Charles the First had waged war against Parliament and the people and he had lost. The penalty for defeat was death. Throughout his reign he had acted with weakness and arrogance, had betrayed some of his best friends, and had trampled on the very rights and liberties of the people. Now that he faced death, he behaved with the greatest personal courage and dignity, such that many of the crowd “were wont to wipe the tears from their faces.”
Charles smiled at the executioner, and then turned to one of the clerics, Bishop Juxon. Taking a heavy ring off one of his slim, artistic fingers, he handed it to the bishop. Then he turned to the crowd and spoke for a few minutes.
Firmly he laid his head upon the block and removed the muffler from his neck. The executioner raised the axe and swiftly brought it down. With one stroke the King’s head was severed from his body.
Who was the executioner of Charles the First? This question has baffled historians ever since that fateful year in the story of British monarchy, and the mystery has not been satisfactorily solved.
The common hangman of the day was one Richard Brandon, and this was the story to which he adhered throughout many questionings.
Early in the morning of January 30, a Colonel Axtell had sent his brother with a guard of soldiers to Wapping to escort Brandon, with his tackle to Whitehall. When they reached the Palace, Brandon mounted the scaffold but then refused to handle the axe.
Neither bribes nor threats would change his mind, so he was arrested and kept in confinement until the execution was over. He was then sent home with five pounds in his pocket. Six months later he was dead.
Shortly after his death one of the Parliamentarian newspapers, the Kingdom’s Weekly Intelligence, reported that on Wednesday, June 20 (1649) Brandon died, having previously confessed to being the executioner of the King. The story added details of Brandon’s great remorse and stated that he had on the day “fallen a-trembling and hath ever since continued in the same.”
As a result of this report some historians have stated that Charles was executed by Brandon in his capacity as the common hangman.
Was Brandon the executioner? He was not. That newspaper report was put out by the Parliamentarians to hide the real identity of the culprit.
To begin with, in 1660, the year of the restoration of Charles’s son, Charles II, to the English throne, a William Hulet was put on trial charged with being the late King’s executioner, which proves that the Royalists accepted Brandon’s own story. Hulet’s defence was that Brandon had performed the task, but he declined to call as a witness on his behalf Brandon’s widow, who was still alive.
Hulet’s story was that he had been a sergeant in Colonel Hewson’s troop which was on duty in Whitehall on the execution day. Together with several other sergeants from various regiments he had been summoned by the government that morning, sworn to secrecy and asked to volunteer for the job.

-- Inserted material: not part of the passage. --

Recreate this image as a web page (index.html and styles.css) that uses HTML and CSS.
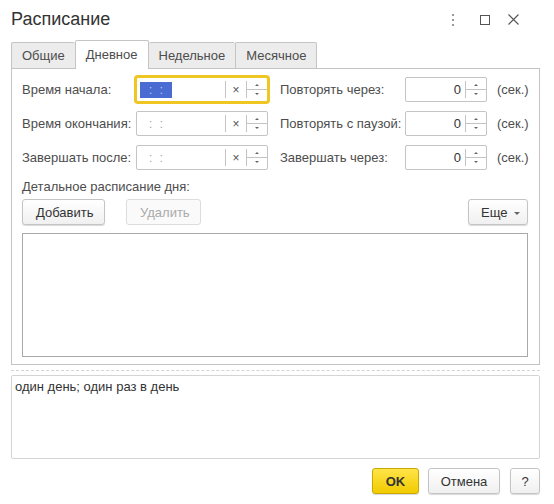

He had refused, and as a result had been kept a prisoner in Whitehall until the evening.
This is all very similar to Brandon’s story, which was known to nearly everybody in the country. Similar – except that Hulet’s account was not supported by a number of witnesses.
Earlier in the day on which Hulet stood trial, Colonel Axtell, who had brought Brandon to Whitehall, was also being tried for his part in the execution of the late king. Evidence was given by a Colonel Nelson, second-in-command of a regiment in Ireland, that Axtell had told him Hulet was one of the men on the scaffold. Axtell denied this, but it was proved that he had been “one of those who had the managing of the affair.” At Hulet’s own trial later in the day, Nelson repeated his testimony.

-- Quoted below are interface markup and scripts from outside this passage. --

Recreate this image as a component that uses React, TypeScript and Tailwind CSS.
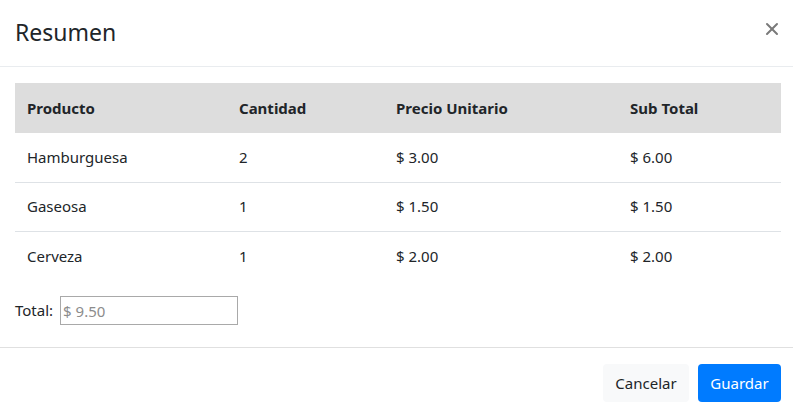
import { X } from "lucide-react";

interface Item {
  producto: string;
  cantidad: number;
  precio: number;
}

const items: Item[] = [
  { producto: "Hamburguesa", cantidad: 2, precio: 3 },
  { producto: "Gaseosa", cantidad: 1, precio: 1.5 },
  { producto: "Cerveza", cantidad: 1, precio: 2 },
];

const money = (n: number) => `$ ${n.toFixed(2)}`;

export default function App() {
  const total = items.reduce((acc, it) => acc + it.cantidad * it.precio, 0);

  return (
    <div className="w-[793px] h-[416px] bg-white text-[#212529] font-['Segoe_UI','Noto_Sans',sans-serif] text-[16px] overflow-hidden">
      {/* Header */}
      <div className="h-[67px] flex items-center justify-between pl-[15px] pr-[11px] border-b border-[#e9ecef]">
        <h4 className="text-[23px] leading-none pb-[1px]">Resumen</h4>
        <button className="text-[#7a7a7a] mb-[9px]">
          <X className="w-[20px] h-[20px]" strokeWidth={2.4} />
        </button>
      </div>

      {/* Body */}
      <div className="px-[15px] pt-[16px]">
        <table className="w-[766px] table-fixed border-collapse">
          <colgroup>
            <col className="w-[212px]" />
            <col className="w-[157px]" />
            <col className="w-[234px]" />
            <col className="w-[163px]" />
          </colgroup>
          <thead>
            <tr className="bg-[#dddddd] h-[50px]">
              <th className="text-left font-bold px-[12px] text-[15px]">Producto</th>
              <th className="text-left font-bold px-[12px] text-[15px]">Cantidad</th>
              <th className="text-left font-bold px-[12px] text-[15px]">Precio Unitario</th>
              <th className="text-left font-bold px-[12px] text-[15px]">Sub Total</th>
            </tr>
          </thead>
          <tbody>
            {items.map((it, i) => (
              <tr key={it.producto} className={i > 0 ? "h-[49px] border-t border-[#dee2e6]" : "h-[49px]"}>
                <td className="px-[12px] text-[15px]">{it.producto}</td>
                <td className="px-[12px] text-[15px]">{it.cantidad}</td>
                <td className="px-[12px] text-[15px]">{money(it.precio)}</td>
                <td className="px-[12px] text-[15px]">{money(it.cantidad * it.precio)}</td>
              </tr>
            ))}
          </tbody>
        </table>

        <div className="flex items-center gap-[7px] mt-[16px] h-[29px]">
          <label className="text-[15px]">Total:</label>
          <input
            readOnly
            placeholder={money(total)}
            className="w-[178px] h-[29px] border border-[#a9a9a9] px-[2px] text-[15px] placeholder:text-[#8c8c8c] outline-none"
          />
        </div>
      </div>

      {/* Footer */}
      <div className="mt-[22px] border-t border-[#e0e0e0] flex justify-end gap-[9px] px-[12px] pt-[16px]">
        <button className="h-[38px] w-[86px] rounded-[4px] bg-[#f8f9fa] text-[15px] text-[#212529]">Cancelar</button>
        <button className="h-[38px] w-[83px] rounded-[4px] bg-[#007bff] text-[15px] text-white">Guardar</button>
      </div>
    </div>
  );
}
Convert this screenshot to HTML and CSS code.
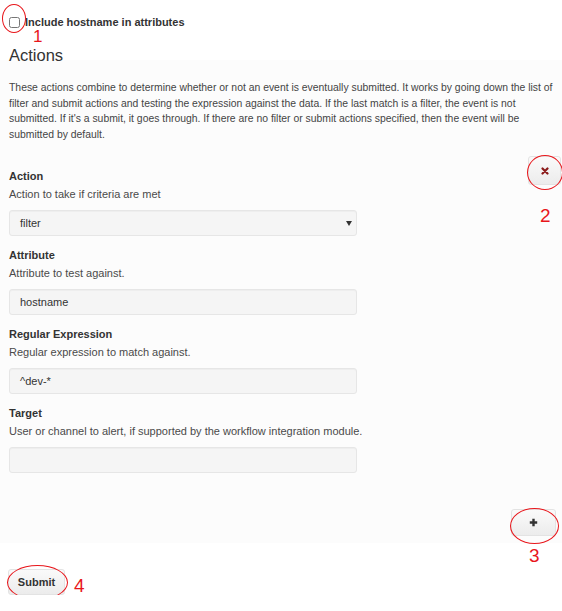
FILE: index.html
```html
<!DOCTYPE html>
<html>
<head>
<meta charset="utf-8">
<link rel="stylesheet" href="styles.css">
</head>
<body>
<div class="top">
  <label class="check">
    <span class="cb-wrap"><input type="checkbox" class="cb"><span class="ring ring-cb"></span><span class="num num-1">1</span></span>
    <span class="check-text">Include hostname in attributes</span>
  </label>
  <h2 class="title">Actions</h2>
</div>
<div class="panel">
  <p class="intro">These actions combine to determine whether or not an event is eventually submitted. It works by going down the list of filter and submit actions and testing the expression against the data. If the last match is a filter, the event is not submitted. If it's a submit, it goes through. If there are no filter or submit actions specified, then the event will be submitted by default.</p>
  <div class="action-row">
    <div class="fields">
      <div class="label">Action</div>
      <div class="help">Action to take if criteria are met</div>
      <div class="control select"><span>filter</span><span class="caret"></span></div>
      <div class="label">Attribute</div>
      <div class="help">Attribute to test against.</div>
      <div class="control">hostname</div>
      <div class="label">Regular Expression</div>
      <div class="help">Regular expression to match against.</div>
      <div class="control">^dev-*</div>
      <div class="label">Target</div>
      <div class="help">User or channel to alert, if supported by the workflow integration module.</div>
      <div class="control"></div>
    </div>
    <div class="remove-col">
      <div class="btn btn-remove">
        <svg width="8" height="8" viewBox="0 0 8 8"><path d="M1.5 1.5 L6.5 6.5 M6.5 1.5 L1.5 6.5" stroke="#8b1a1a" stroke-width="2.2" stroke-linecap="round"/></svg>
        <span class="ring ring-x"></span>
        <span class="num num-2">2</span>
      </div>
    </div>
  </div>
  <div class="add-row">
    <div class="btn btn-add">
      <svg width="9" height="9" viewBox="0 0 9 9"><path d="M4.5 0.8 V8.2 M0.8 4.5 H8.2" stroke="#333" stroke-width="2.4"/></svg>
      <span class="ring ring-add"></span>
      <span class="num num-3">3</span>
    </div>
  </div>
</div>
<div class="bottom">
  <div class="btn btn-submit">Submit<span class="ring ring-submit"></span><span class="num num-4">4</span></div>
</div>
</body>
</html>
```

FILE: styles.css
```css
html, body {
  margin: 0;
  padding: 0;
  background: #fff;
  font-family: "Liberation Sans", Arial, sans-serif;
  color: #333;
}
.top {
  padding: 14px 9px 0 9px;
  height: 46px;
}
.check {
  display: flex;
  align-items: center;
  gap: 4px;
  height: 12px;
}
.cb-wrap {
  position: relative;
  width: 12px;
  height: 12px;
  display: inline-block;
}
.cb {
  margin: 0;
  width: 11px;
  height: 11px;
}
.check-text {
  font-size: 11px;
  font-weight: bold;
  color: #333;
  position: relative;
  top: 2px;
  line-height: 12px;
}
.title {
  margin: 19.5px 0 0 0;
  font-size: 16.5px;
  font-weight: normal;
  color: #333;
  line-height: 18px;
}
.panel {
  background: #fcfcfc;
  padding: 20px 0 6px 9px;
}
.intro {
  margin: 0;
  font-size: 10.4px;
  line-height: 15.6px;
  color: #444;
  padding-right: 0;
}
.action-row {
  display: flex;
  margin-top: 14px;
}
.fields {
  width: 348px;
  padding-top: 12px;
}
.label {
  font-size: 11px;
  font-weight: bold;
  line-height: 16px;
  color: #333;
  margin-bottom: 2px;
}
.help {
  font-size: 11px;
  line-height: 16px;
  color: #4a4a4a;
  margin-bottom: 8px;
  white-space: nowrap;
}
.control {
  box-sizing: border-box;
  height: 26px;
  border: 1px solid #e6e6e6;
  border-radius: 3px;
  background: #f5f5f5;
  font-size: 11px;
  line-height: 24px;
  padding: 0 10px;
  color: #333;
  margin-bottom: 11px;
  box-shadow: inset 0 1px 1px rgba(0,0,0,0.03);
}
.select {
  display: flex;
  justify-content: space-between;
  align-items: center;
}
.caret {
  width: 0;
  height: 0;
  border-left: 3px solid transparent;
  border-right: 3px solid transparent;
  border-top: 5px solid #333;
  margin-right: -6px;
}
.remove-col {
  flex: 1;
  display: flex;
  justify-content: flex-end;
}
.btn {
  position: relative;
  box-sizing: border-box;
  display: flex;
  align-items: center;
  justify-content: center;
  background: linear-gradient(#fafafa, #ececec);
  border: 1px solid #e3e3e3;
  border-radius: 3px;
}
.btn-remove {
  width: 33px;
  height: 29px;
  margin-right: 1px;
}
.add-row {
  display: flex;
  justify-content: flex-end;
  padding: 0 6px 0 0;
  margin-top: 25px;
  height: 28px;
}
.btn-add {
  width: 45px;
  height: 27px;
}
.bottom {
  padding: 26px 9px 0 8px;
}
.btn-submit {
  width: 57px;
  height: 26px;
  font-size: 11px;
  font-weight: bold;
  color: #333;
}
.ring {
  position: absolute;
  border: 1px solid #e8161b;
  border-radius: 50%;
  pointer-events: none;
}
.ring-cb { left: -7px; top: -10px; width: 22px; height: 27px; }
.ring-x { left: -2px; top: -2px; width: 34px; height: 33px; }
.ring-add { left: -2px; top: -2px; width: 47px; height: 34px; }
.ring-submit { left: -2px; top: -5px; width: 59px; height: 33px; }
.num {
  position: absolute;
  color: #e8161b;
  font-family: "Liberation Sans", Arial, sans-serif;
  font-weight: normal;
  line-height: 1;
}
.num-1 { left: 24px; top: 16px; font-size: 17px; line-height: 14px; }
.num-2 { left: 11px; top: 49px; font-size: 19px; }
.num-3 { left: 17px; top: 36px; font-size: 19px; }
.num-4 { left: 65px; top: 6px; font-size: 19px; }
```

To support Nelson’s evidence the Crown brought Richard Gittens, a fellow-sergeant of Hulet’s, as a prosecution witness. Gittens testified that a few days before the execution Colonel Hewson had summoned about forty sergeants and asked if any of them would undertake the duty. They were offered one hundred pounds and some promotion in the army.
“We refused, every person,” said Gittens. “We thought Hulet did refuse. After all refused, it seems he did undertake to do the deed.”
Why should Gittens say that? Because immediately after the execution Hulet was promoted a Captain-Lieutenant!
Hulet strongly denied Gittens’s evidence, but his case was further weakened by evidence from a Captain Toogood, who said:
“I was in 1650 in Dublin Castle about some business with Colonel Hewson. Captain Hulet came into the room and talked with Colonel Hewson a little while. I asked Hewson what he was. He told me he was his captain-lieutenant of horse. He said he had made him so from a sergeant, and a very mettled fellow he was. It was he that did the King’s business for him on the scaffold.”
Other witnesses gave evidence of a similar nature, and eventually the jury pronounced Hulet guilty. Unfortunately, nothing further is known and there is no record of Hulet’s execution or alternative punishment. He disappears unnoticed from the history of the times.
The question of who executed the king arose from time to time during the trials of other leaders concerned with the King’s death, but no conclusive proof emerged.
Yet despite the strong evidence against Hulet, Brandon is still widely regarded as the person who wielded the axe at Whitehall Palace. But if Brandon were really guilty, why should the Royalists bother to fix the charge upon another man eleven years later?
One thing is clear. The Parliamentarians, having secured a verdict against the King at his trial and having obtained a considerable number of important signatures for the death-warrant, were yet unable to find an executioner willing to cut off the king’s head, without resort to bribes and threats.
Moreover, when at last a willing party was found, he must have been of some rank for the Parliamentarians to have gone to such lengths to obscure his identity.
The verdict of history recognizes the justice of the Parliamentary cause in the Civil War and the events which followed, but it must be said that the manner of the disposal of the King was at best a shameful chapter.